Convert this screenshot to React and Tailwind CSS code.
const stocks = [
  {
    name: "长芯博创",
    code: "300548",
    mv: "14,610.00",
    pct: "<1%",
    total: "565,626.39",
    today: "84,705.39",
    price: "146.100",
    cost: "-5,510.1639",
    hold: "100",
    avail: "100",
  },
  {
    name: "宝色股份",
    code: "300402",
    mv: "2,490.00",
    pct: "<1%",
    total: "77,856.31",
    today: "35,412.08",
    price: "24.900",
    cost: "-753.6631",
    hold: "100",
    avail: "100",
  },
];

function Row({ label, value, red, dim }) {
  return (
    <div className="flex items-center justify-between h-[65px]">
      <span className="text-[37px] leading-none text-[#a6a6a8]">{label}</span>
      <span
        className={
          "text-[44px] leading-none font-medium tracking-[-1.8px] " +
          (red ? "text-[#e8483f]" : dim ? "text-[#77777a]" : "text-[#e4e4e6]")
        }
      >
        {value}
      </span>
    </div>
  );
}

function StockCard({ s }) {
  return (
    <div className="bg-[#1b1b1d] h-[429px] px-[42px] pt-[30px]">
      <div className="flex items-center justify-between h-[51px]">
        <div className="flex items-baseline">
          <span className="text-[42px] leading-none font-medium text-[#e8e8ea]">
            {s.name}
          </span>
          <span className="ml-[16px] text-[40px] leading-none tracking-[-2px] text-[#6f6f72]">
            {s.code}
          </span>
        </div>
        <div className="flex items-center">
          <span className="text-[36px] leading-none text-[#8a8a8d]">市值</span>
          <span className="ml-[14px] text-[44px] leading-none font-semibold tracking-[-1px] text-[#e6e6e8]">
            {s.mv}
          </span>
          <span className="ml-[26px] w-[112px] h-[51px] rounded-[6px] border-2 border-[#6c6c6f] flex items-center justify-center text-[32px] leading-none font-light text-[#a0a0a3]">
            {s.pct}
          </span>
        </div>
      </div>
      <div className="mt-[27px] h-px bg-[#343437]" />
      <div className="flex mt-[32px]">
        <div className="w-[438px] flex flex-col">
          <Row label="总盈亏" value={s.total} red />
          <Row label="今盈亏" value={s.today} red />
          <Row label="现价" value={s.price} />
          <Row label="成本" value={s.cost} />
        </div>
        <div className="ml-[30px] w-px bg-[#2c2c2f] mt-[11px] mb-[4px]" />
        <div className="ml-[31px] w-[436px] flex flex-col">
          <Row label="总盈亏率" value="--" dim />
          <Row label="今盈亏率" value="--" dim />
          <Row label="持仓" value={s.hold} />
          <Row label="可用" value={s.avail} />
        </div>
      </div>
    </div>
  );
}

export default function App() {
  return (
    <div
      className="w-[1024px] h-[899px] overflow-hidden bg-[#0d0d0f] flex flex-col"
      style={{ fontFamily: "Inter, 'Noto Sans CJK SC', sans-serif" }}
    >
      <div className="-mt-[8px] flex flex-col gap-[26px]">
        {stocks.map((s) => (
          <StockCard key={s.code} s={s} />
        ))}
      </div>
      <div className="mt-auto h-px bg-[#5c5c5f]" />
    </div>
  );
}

* * *

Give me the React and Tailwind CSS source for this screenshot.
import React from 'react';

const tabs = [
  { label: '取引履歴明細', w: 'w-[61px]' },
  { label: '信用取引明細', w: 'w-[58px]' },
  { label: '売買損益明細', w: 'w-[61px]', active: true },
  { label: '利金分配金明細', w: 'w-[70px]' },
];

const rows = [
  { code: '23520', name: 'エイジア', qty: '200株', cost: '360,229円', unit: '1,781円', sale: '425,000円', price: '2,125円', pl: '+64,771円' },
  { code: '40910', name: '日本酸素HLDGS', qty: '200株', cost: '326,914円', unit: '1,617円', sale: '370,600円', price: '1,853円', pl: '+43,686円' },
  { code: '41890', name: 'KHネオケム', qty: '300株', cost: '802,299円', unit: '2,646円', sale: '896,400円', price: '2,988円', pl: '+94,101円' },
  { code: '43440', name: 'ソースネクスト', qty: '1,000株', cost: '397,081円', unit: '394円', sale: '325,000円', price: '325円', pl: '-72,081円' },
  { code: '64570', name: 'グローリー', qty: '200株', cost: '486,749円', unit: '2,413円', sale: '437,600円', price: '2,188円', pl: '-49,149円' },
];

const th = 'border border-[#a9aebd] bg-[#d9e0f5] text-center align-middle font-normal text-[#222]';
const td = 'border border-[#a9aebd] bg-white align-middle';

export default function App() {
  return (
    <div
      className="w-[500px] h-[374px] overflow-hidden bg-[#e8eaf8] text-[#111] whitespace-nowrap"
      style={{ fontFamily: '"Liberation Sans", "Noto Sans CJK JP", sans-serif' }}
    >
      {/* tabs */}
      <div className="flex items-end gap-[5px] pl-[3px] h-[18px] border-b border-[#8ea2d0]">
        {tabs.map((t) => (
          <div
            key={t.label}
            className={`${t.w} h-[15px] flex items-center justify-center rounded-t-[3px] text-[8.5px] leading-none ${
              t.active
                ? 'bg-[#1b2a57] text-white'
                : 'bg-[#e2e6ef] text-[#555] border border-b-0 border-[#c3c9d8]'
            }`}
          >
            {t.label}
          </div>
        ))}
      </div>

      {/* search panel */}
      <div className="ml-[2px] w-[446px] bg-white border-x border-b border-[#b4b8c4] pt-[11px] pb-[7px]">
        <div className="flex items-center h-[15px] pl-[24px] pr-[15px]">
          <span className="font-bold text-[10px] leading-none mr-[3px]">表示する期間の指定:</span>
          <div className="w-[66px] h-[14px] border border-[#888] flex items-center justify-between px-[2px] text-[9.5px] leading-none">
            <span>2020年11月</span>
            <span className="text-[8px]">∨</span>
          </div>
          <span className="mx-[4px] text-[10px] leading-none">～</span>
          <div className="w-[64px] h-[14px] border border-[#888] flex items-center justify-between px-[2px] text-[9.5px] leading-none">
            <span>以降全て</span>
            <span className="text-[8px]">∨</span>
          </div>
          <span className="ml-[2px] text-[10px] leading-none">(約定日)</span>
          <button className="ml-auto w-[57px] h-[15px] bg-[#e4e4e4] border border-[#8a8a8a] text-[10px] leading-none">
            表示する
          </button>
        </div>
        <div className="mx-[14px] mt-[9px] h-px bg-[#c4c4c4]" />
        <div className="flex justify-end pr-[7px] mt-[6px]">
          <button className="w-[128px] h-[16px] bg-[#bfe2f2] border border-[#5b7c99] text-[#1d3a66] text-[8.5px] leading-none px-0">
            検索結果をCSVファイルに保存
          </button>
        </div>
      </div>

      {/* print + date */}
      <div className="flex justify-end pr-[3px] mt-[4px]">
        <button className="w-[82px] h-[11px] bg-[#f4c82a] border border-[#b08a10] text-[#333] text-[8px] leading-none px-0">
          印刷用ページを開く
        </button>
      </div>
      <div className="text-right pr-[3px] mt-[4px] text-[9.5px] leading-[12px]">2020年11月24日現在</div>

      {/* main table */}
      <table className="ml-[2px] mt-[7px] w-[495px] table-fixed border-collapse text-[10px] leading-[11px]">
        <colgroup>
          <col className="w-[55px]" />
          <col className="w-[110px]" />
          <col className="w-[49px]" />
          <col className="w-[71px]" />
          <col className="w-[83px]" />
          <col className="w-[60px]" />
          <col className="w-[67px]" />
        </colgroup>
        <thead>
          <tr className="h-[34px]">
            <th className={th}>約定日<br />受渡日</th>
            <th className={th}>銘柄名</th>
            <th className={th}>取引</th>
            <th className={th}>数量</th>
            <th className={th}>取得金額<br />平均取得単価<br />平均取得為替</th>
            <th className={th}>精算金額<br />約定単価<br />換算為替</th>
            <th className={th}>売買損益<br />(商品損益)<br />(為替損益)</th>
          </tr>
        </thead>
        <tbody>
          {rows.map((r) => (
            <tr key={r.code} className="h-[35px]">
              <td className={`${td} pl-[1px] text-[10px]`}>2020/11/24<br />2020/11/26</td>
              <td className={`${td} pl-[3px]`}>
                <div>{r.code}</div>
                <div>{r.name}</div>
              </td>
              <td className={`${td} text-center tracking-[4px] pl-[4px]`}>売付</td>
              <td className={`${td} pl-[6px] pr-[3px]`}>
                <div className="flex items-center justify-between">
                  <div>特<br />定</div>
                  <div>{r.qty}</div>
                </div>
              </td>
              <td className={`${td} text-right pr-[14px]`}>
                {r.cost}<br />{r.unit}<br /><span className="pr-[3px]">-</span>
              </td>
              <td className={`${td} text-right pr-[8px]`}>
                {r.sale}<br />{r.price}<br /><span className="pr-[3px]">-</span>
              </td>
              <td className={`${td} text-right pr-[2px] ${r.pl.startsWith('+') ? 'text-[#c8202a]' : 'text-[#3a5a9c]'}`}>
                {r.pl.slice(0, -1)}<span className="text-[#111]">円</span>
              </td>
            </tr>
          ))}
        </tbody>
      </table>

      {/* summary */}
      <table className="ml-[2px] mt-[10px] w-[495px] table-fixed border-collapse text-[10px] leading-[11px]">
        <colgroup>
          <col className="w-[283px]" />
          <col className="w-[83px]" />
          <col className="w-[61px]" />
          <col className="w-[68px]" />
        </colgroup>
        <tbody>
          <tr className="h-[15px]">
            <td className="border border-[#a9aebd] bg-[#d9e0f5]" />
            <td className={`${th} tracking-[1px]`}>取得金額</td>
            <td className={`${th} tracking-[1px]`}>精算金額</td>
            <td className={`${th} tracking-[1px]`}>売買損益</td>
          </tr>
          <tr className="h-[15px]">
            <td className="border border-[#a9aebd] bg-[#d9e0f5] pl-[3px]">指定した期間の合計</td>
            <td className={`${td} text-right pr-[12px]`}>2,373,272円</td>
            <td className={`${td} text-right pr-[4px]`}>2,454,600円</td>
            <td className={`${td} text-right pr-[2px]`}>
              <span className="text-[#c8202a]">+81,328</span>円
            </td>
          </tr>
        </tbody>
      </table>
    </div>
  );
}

--

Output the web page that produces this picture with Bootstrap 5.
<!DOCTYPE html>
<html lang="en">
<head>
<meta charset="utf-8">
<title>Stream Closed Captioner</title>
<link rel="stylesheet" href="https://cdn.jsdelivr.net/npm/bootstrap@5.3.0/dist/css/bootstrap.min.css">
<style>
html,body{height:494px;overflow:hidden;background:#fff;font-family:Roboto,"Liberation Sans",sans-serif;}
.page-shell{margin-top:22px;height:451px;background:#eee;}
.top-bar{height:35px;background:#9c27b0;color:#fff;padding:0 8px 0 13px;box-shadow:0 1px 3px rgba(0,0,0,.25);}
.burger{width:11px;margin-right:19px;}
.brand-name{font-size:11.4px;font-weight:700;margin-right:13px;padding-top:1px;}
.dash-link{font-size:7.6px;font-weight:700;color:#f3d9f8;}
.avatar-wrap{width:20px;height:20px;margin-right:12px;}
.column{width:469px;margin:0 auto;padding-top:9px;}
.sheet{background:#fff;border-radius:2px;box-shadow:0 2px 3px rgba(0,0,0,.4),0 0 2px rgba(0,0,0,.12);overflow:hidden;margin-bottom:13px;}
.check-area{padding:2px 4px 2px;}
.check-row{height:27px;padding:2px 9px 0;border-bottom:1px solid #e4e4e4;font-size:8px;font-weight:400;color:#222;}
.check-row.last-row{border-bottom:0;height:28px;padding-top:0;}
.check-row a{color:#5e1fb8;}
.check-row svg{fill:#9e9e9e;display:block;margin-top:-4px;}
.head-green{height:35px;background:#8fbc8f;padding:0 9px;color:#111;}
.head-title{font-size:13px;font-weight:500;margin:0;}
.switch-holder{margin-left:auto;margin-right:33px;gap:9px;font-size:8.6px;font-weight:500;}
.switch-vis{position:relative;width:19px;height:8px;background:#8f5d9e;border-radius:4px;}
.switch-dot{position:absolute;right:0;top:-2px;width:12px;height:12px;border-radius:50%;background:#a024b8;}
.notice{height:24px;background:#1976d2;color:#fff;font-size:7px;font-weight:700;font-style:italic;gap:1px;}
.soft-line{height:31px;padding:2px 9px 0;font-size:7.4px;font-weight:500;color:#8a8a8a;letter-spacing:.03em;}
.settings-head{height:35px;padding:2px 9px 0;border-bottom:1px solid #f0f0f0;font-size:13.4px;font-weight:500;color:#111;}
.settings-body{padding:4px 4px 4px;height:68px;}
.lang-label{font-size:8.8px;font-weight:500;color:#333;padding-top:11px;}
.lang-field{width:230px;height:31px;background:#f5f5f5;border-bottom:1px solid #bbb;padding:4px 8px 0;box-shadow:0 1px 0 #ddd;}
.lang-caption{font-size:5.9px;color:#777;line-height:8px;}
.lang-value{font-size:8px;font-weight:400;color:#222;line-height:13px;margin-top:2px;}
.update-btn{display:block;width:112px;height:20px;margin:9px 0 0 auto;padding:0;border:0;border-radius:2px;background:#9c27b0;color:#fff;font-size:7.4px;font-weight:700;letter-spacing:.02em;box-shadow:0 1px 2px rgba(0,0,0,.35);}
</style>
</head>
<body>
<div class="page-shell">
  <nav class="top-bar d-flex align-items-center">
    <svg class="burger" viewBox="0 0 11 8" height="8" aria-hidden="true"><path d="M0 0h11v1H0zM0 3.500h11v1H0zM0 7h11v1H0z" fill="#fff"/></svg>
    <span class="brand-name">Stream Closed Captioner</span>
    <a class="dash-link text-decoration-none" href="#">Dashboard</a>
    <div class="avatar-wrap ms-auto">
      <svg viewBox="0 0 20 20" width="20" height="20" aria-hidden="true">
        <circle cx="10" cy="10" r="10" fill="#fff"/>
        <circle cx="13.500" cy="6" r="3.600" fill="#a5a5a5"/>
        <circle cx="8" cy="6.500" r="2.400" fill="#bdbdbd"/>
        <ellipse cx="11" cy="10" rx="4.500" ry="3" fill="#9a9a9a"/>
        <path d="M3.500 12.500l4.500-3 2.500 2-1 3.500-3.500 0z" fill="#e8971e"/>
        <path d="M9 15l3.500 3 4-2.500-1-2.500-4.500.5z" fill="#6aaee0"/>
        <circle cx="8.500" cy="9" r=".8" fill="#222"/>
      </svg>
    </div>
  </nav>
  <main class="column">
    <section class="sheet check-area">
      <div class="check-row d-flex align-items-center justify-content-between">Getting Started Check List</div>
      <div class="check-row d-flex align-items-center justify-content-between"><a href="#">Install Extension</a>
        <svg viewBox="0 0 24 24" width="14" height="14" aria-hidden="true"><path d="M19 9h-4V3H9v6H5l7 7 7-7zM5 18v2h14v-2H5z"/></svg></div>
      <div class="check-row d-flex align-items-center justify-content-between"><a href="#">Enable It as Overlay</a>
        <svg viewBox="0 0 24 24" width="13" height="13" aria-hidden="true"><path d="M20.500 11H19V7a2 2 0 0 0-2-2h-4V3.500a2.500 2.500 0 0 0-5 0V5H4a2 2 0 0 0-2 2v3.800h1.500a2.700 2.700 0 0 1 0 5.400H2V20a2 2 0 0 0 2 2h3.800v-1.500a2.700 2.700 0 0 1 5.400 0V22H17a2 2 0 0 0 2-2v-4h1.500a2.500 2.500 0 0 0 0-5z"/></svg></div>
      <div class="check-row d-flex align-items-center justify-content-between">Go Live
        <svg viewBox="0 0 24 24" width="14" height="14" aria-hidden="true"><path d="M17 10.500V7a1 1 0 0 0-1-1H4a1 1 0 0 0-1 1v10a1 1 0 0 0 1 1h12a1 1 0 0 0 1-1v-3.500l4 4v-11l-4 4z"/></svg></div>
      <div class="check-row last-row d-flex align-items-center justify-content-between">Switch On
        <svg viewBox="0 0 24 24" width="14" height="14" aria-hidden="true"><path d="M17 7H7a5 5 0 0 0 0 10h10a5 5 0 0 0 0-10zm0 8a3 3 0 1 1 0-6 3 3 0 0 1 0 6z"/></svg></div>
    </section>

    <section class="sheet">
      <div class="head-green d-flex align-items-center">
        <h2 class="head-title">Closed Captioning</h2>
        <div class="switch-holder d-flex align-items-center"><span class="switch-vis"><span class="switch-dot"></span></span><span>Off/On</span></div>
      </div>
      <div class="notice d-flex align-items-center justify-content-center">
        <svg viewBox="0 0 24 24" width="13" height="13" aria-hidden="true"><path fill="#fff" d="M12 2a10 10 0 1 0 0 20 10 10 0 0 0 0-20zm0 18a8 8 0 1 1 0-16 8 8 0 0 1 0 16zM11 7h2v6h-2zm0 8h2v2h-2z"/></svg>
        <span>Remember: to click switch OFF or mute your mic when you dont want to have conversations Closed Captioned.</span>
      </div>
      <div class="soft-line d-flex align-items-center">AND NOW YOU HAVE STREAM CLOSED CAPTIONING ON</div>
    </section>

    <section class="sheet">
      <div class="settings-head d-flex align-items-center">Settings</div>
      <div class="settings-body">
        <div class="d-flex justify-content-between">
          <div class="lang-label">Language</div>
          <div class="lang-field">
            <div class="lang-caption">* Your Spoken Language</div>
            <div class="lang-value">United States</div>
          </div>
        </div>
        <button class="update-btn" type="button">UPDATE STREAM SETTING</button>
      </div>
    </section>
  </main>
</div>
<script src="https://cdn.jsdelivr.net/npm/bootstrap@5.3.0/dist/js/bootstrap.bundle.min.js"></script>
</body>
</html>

▶ To do:
Search the records for the word "Tailwind". Copy every line that has it.

▶ Finished exercise:
Convert this screenshot to React and Tailwind CSS code.
Give me the React and Tailwind CSS source for this screenshot.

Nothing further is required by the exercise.